# TASK REQUIREMENTS
Below are the records. List every line holding the word "that".

━━━ GIVEN INFORMATION ━━━

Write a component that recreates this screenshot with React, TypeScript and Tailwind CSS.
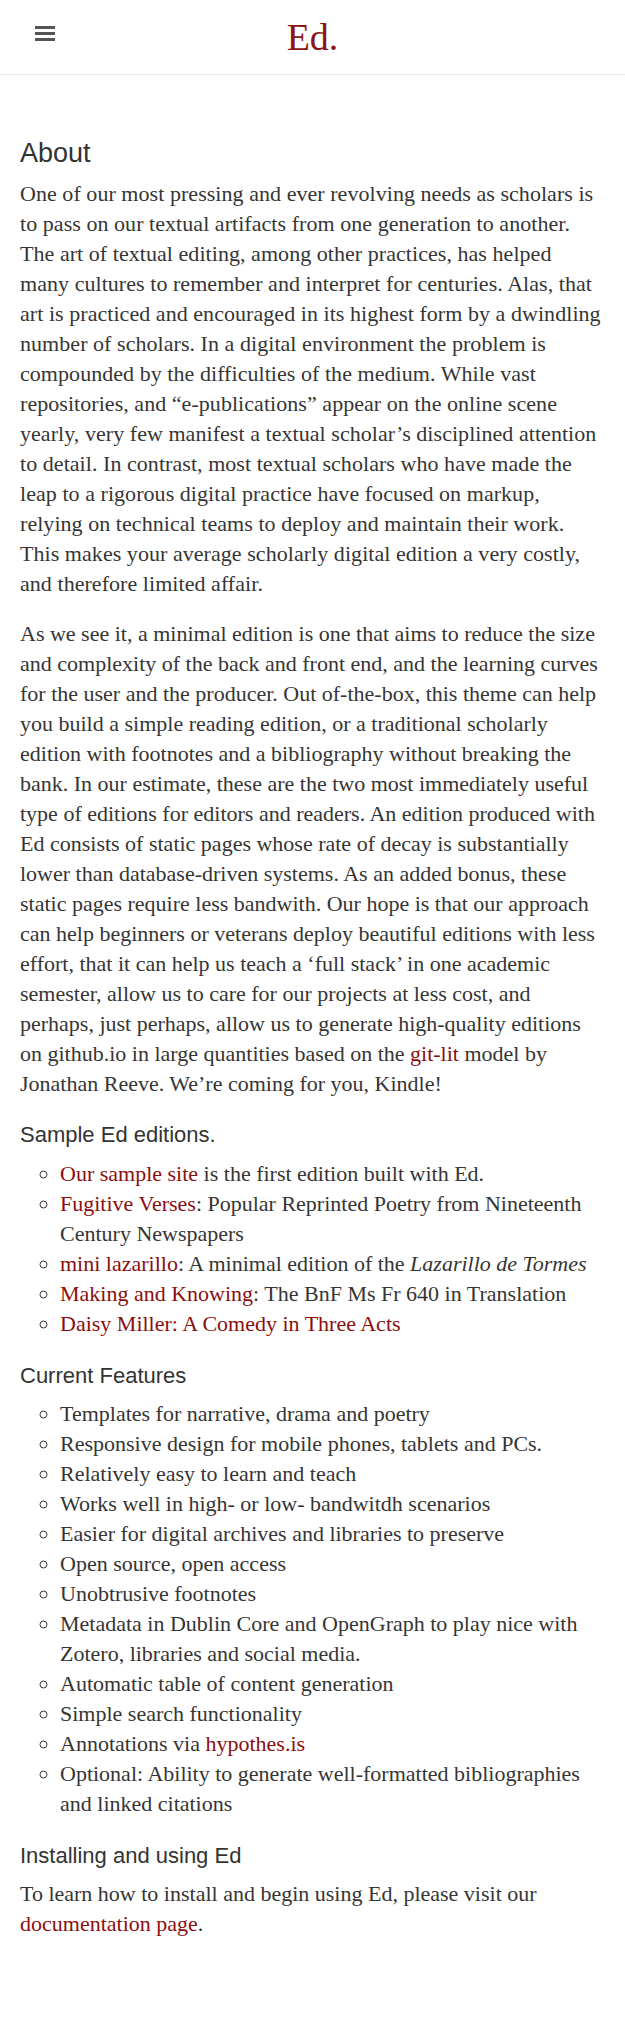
const serif = "font-['Liberation_Serif',_'Times_New_Roman',_serif]"
const sans = "font-['Liberation_Sans',_Arial,_sans-serif]"

const A = ({ children }: { children: React.ReactNode }) => (
  <a href="#" className="text-[#8b0e0e] no-underline">
    {children}
  </a>
)

const features: React.ReactNode[] = [
  "Templates for narrative, drama and poetry",
  "Responsive design for mobile phones, tablets and PCs.",
  "Relatively easy to learn and teach",
  "Works well in high- or low- bandwitdh scenarios",
  "Easier for digital archives and libraries to preserve",
  "Open source, open access",
  "Unobtrusive footnotes",
  "Metadata in Dublin Core and OpenGraph to play nice with Zotero, libraries and social media.",
  "Automatic table of content generation",
  "Simple search functionality",
  <>
    Annotations via <A>hypothes.is</A>
  </>,
  "Optional: Ability to generate well-formatted bibliographies and linked citations",
]

const App = () => {
  return (
    <div className={`min-h-[2021px] bg-white text-[#353535] ${serif}`}>
      {/* Header */}
      <header className="h-[75px] border-b border-[#e8e8e8] grid grid-cols-[1fr_auto_1fr] items-center">
        <button className="self-start pt-[26px] pl-[35px] flex flex-col gap-[3px] w-fit">
          <span className="block w-[20px] h-[3px] bg-[#555]"></span>
          <span className="block w-[20px] h-[3px] bg-[#555]"></span>
          <span className="block w-[20px] h-[3px] bg-[#555]"></span>
        </button>
        <div className="text-[38px] leading-none text-[#8b1414]">Ed.</div>
        <div></div>
      </header>

      {/* Content */}
      <main className="px-[20px] pt-[62px] pb-[80px] text-[22px] leading-[30px]">
        <h2 className={`${sans} text-[27px] leading-[32px] text-[#333] mb-[10px]`}>About</h2>
        <p className="mb-[20px] tracking-[0.05px]">
          One of our most pressing and ever revolving needs as scholars is to pass on our textual artifacts from one
          generation to another. The art of textual editing, among other practices, has helped many cultures to remember
          and interpret for centuries. Alas, that art is practiced and encouraged in its highest form by a dwindling
          number of scholars. In a digital environment the problem is compounded by the difficulties of the medium. While
          vast repositories, and “e-publications” appear on the online scene yearly, very few manifest a textual
          scholar’s disciplined attention to detail. In contrast, most textual scholars who have made the leap to a
          rigorous digital practice have focused on markup, relying on technical teams to deploy and maintain their
          work. This makes your average scholarly digital edition a very costly, and therefore limited affair.
        </p>
        <p>
          As we see it, a minimal edition is one that aims to reduce the size and complexity of the back and front end,
          and the learning curves for the user and the producer. Out of-the-box, this theme can help you build a simple
          reading edition, or a traditional scholarly edition with footnotes and a bibliography without breaking the
          bank. In our estimate, these are the two most immediately useful type of editions for editors and readers. An
          edition produced with Ed consists of static pages whose rate of decay is substantially lower than
          database-driven systems. As an added bonus, these static pages require less bandwith. Our hope is that our
          approach can help beginners or veterans deploy beautiful editions with less effort, that it can help us teach
          a ‘full stack’ in one academic semester, allow us to care for our projects at less cost, and perhaps, just
          perhaps, allow us to generate high-quality editions on github.io in large quantities based on the{" "}
          <A>git-lit</A> model by Jonathan Reeve. We’re coming for you, Kindle!
        </p>

        <h3 className={`${sans} text-[22px] leading-[26px] text-[#333] mt-[23px] mb-[11px]`}>Sample Ed editions.</h3>
        <ul className="list-[circle] pl-[40px]">
          <li>
            <A>Our sample site</A> is the first edition built with Ed.
          </li>
          <li>
            <A>Fugitive Verses</A>: Popular Reprinted Poetry from Nineteenth Century Newspapers
          </li>
          <li>
            <A>mini lazarillo</A>: A minimal edition of the <em>Lazarillo de Tormes</em>
          </li>
          <li>
            <A>Making and Knowing</A>: The BnF Ms Fr 640 in Translation
          </li>
          <li>
            <A>Daisy Miller: A Comedy in Three Acts</A>
          </li>
        </ul>

        <h3 className={`${sans} text-[22px] leading-[26px] text-[#333] mt-[24px] mb-[10px]`}>Current Features</h3>
        <ul className="list-[circle] pl-[40px]">
          {features.map((f, i) => (
            <li key={i}>{f}</li>
          ))}
        </ul>

        <h3 className={`${sans} text-[22px] leading-[26px] text-[#333] mt-[24px] mb-[10px]`}>
          Installing and using Ed
        </h3>
        <p>
          To learn how to install and begin using Ed, please visit our <A>documentation page</A>.
        </p>
      </main>
    </div>
  )
}

export default App
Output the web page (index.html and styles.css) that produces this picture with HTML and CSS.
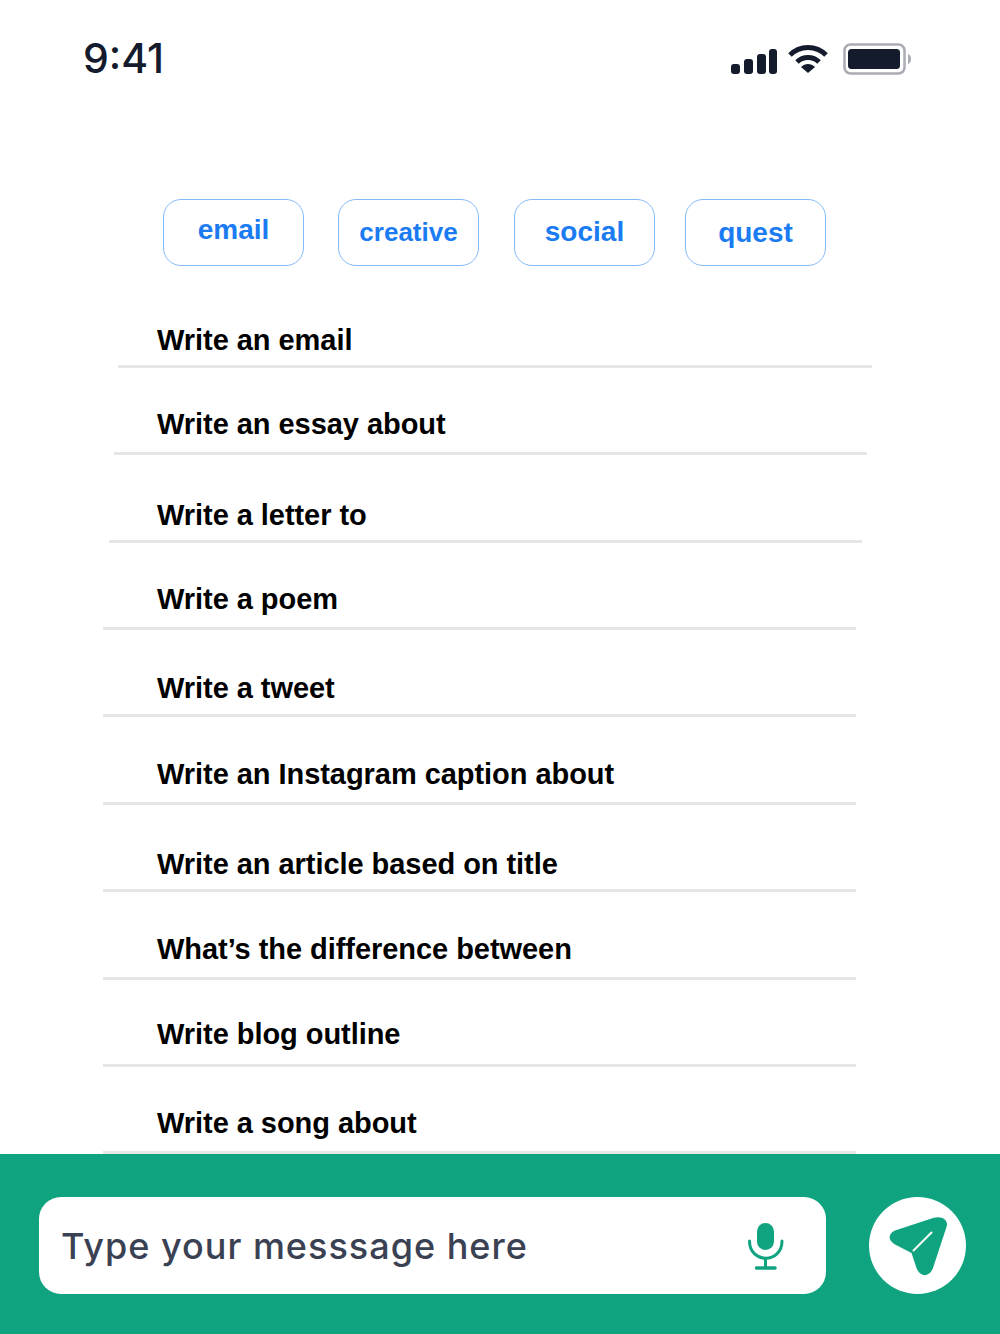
FILE: index.html
```html
<!DOCTYPE html>
<html>
<head>
  <meta charset="utf-8">
  <meta name="viewport" content="width=device-width, initial-scale=1">
  <title>Prompts</title>
  <link rel="stylesheet" href="styles.css">
</head>
<body>
  <div class="page">
    <!-- status bar -->
    <div class="statusbar">
      <span class="time">9:41</span>
      <div class="status-icons">
        <svg class="signal" width="46" height="25" viewBox="0 0 46 25">
          <rect x="0" y="15" width="9" height="10" rx="3"/>
          <rect x="13" y="10" width="9" height="15" rx="3"/>
          <rect x="26" y="5" width="9" height="20" rx="3"/>
          <rect x="38" y="0" width="8" height="25" rx="3"/>
        </svg>
        <svg class="wifi" width="40" height="30" viewBox="0 0 40 30">
          <path d="M2 11 C12 1 28 1 38 11" fill="none" stroke="#131b2c" stroke-width="5"/>
          <path d="M9 18 C15 12 25 12 31 18" fill="none" stroke="#131b2c" stroke-width="5"/>
          <path d="M13 23 C17 19 23 19 27 23 L20 29 Z" fill="#131b2c"/>
        </svg>
        <svg class="battery" width="70" height="34" viewBox="0 0 70 34">
          <rect x="1.5" y="1.5" width="60" height="29" rx="6" fill="none" stroke="#a9acb3" stroke-width="2.5"/>
          <rect x="5" y="6" width="52" height="20" rx="3.5" fill="#131b2c"/>
          <path d="M65 11 C69 12 69 20 65 21 Z" fill="#a9acb3"/>
        </svg>
      </div>
    </div>

    <!-- category tabs -->
    <div class="tabs">
      <a class="tab tab-up" href="#">email</a>
      <a class="tab tab-small" href="#">creative</a>
      <a class="tab" href="#">social</a>
      <a class="tab tab-down" href="#">quest</a>
    </div>

    <!-- prompt list -->
    <ul class="prompts">
      <li class="prompt shift-a gap-s">Write an email</li>
      <li class="prompt shift-b gap-m">Write an essay about</li>
      <li class="prompt shift-c gap-s">Write a letter to</li>
      <li class="prompt gap-m">Write a poem</li>
      <li class="prompt gap-t">Write a tweet</li>
      <li class="prompt gap-m">Write an Instagram caption about</li>
      <li class="prompt gap-s">Write an article based on title</li>
      <li class="prompt gap-m">What’s the difference between</li>
      <li class="prompt gap-xl">Write blog outline</li>
      <li class="prompt gap-m">Write a song about</li>
    </ul>

    <!-- message bar -->
    <div class="composer">
      <div class="message-box">
        <span class="placeholder">Type your messsage here</span>
        <svg class="mic" width="40" height="48" viewBox="0 0 40 48">
          <rect x="11" y="1" width="17" height="27" rx="8.5" fill="#10a37f"/>
          <path d="M3.5 19 C3.5 42 36 42 36 19" fill="none" stroke="#10a37f" stroke-width="3" stroke-linecap="round"/>
          <path d="M19.5 36 V45" stroke="#10a37f" stroke-width="3"/>
          <path d="M10.5 46 H29" stroke="#10a37f" stroke-width="3.5" stroke-linecap="round"/>
        </svg>
      </div>
      <button class="send">
        <svg width="60" height="62" viewBox="0 0 60 62">
          <path d="M10 31 C0 27 -1 19 7 15.5 L45.8 2.8 C54 0.5 61 5 58.5 12 L45 53 C41.5 62.5 32 62.5 28.5 53 L23.5 38 Z" fill="#10a37f"/>
          <path d="M25.5 35.5 L43.5 17.5" stroke="#fff" stroke-width="2" stroke-linecap="round"/>
        </svg>
      </button>
    </div>
  </div>
</body>
</html>
```

FILE: styles.css
```css
* {box-sizing: border-box}

html, body {
  margin: 0;
  background: #fff;
}

.page {
  width: 1000px;
  height: 1334px;
  display: flex;
  flex-direction: column;
  overflow: hidden;
  font-family: "Liberation Sans", Arial, sans-serif;
}

/* Status bar */
.statusbar {
  height: 199px;
  padding: 36px 87px 0 83px;
  display: flex;
  justify-content: space-between;
  align-items: flex-start;
}

.time {
  font-family: Inter, sans-serif;
  font-size: 41px;
  font-weight: 500;
  line-height: 44px;
  color: #131b2c;
}

.status-icons {
  display: flex;
  align-items: flex-start;
  padding-top: 7px;
}

.signal {
  fill: #131b2c;
  margin: 6px 11px 0 0;
}

.wifi {
  margin: 1px 15px 0 0;
}

/* Tabs */
.tabs {
  height: 67px;
  padding-left: 163px;
  display: flex;
}

.tab {
  width: 141px;
  height: 67px;
  margin-right: 35px;
  border: 1px solid #84bafa;
  border-radius: 18px;
  display: flex;
  justify-content: center;
  align-items: center;
  font-size: 28px;
  font-weight: bold;
  color: #1a7bf2;
  text-decoration: none;
}

.tab:first-child {
  margin-right: 34px;
}

.tab:nth-child(3) {
  margin-right: 30px;
}

.tab-small {
  font-size: 26px;
}

.tab-up {
  padding-bottom: 5px;
}

.tab-down {
  padding-top: 2px;
}

/* Prompt list */
.prompts {
  list-style: none;
  margin: 0;
  padding: 15px 0 0 0;
  flex: 1;
  display: flex;
  flex-direction: column;
}

.prompt {
  height: 87.4px;
  margin-left: 103px;
  width: 753px;
  padding-left: 54px;
  border-bottom: 3px solid #e6e6e6;
  display: flex;
  align-items: flex-end;
  font-size: 29px;
  font-weight: bold;
  letter-spacing: -0.05px;
  line-height: 34px;
  color: #000;
}

.shift-a {
  margin-left: 118px;
  width: 754px;
  padding-left: 39px;
}

.shift-b {
  margin-left: 114px;
  padding-left: 43px;
}

.shift-c {
  margin-left: 109px;
  padding-left: 48px;
}

.gap-s {
  padding-bottom: 8px;
}

.gap-t {
  padding-bottom: 9px;
}

.gap-m {
  padding-bottom: 11px;
}

.gap-xl {
  padding-bottom: 13px;
}

/* Message bar */
.composer {
  height: 180px;
  background: #10a37f;
  padding: 43px 34px 0 39px;
  display: flex;
  justify-content: space-between;
  align-items: flex-start;
}

.message-box {
  width: 787px;
  height: 97px;
  background: #fff;
  border-radius: 22px;
  padding: 0 40px 0 22px;
  display: flex;
  justify-content: space-between;
  align-items: center;
}

.placeholder {
  font-family: Inter, sans-serif;
  font-size: 36px;
  font-weight: 500;
  letter-spacing: 1px;
  color: #3a4152;
}

.send {
  width: 97px;
  height: 97px;
  padding: 0;
  border: none;
  border-radius: 50%;
  background: #fff;
  display: flex;
  justify-content: center;
  align-items: center;
}
```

━━━

# CORRECT ANSWER
Write a component that recreates this screenshot with React, TypeScript and Tailwind CSS.
          and interpret for centuries. Alas, that art is practiced and encouraged in its highest form by a dwindling
          As we see it, a minimal edition is one that aims to reduce the size and complexity of the back and front end,
          database-driven systems. As an added bonus, these static pages require less bandwith. Our hope is that our
          approach can help beginners or veterans deploy beautiful editions with less effort, that it can help us teach
Output the web page (index.html and styles.css) that produces this picture with HTML and CSS.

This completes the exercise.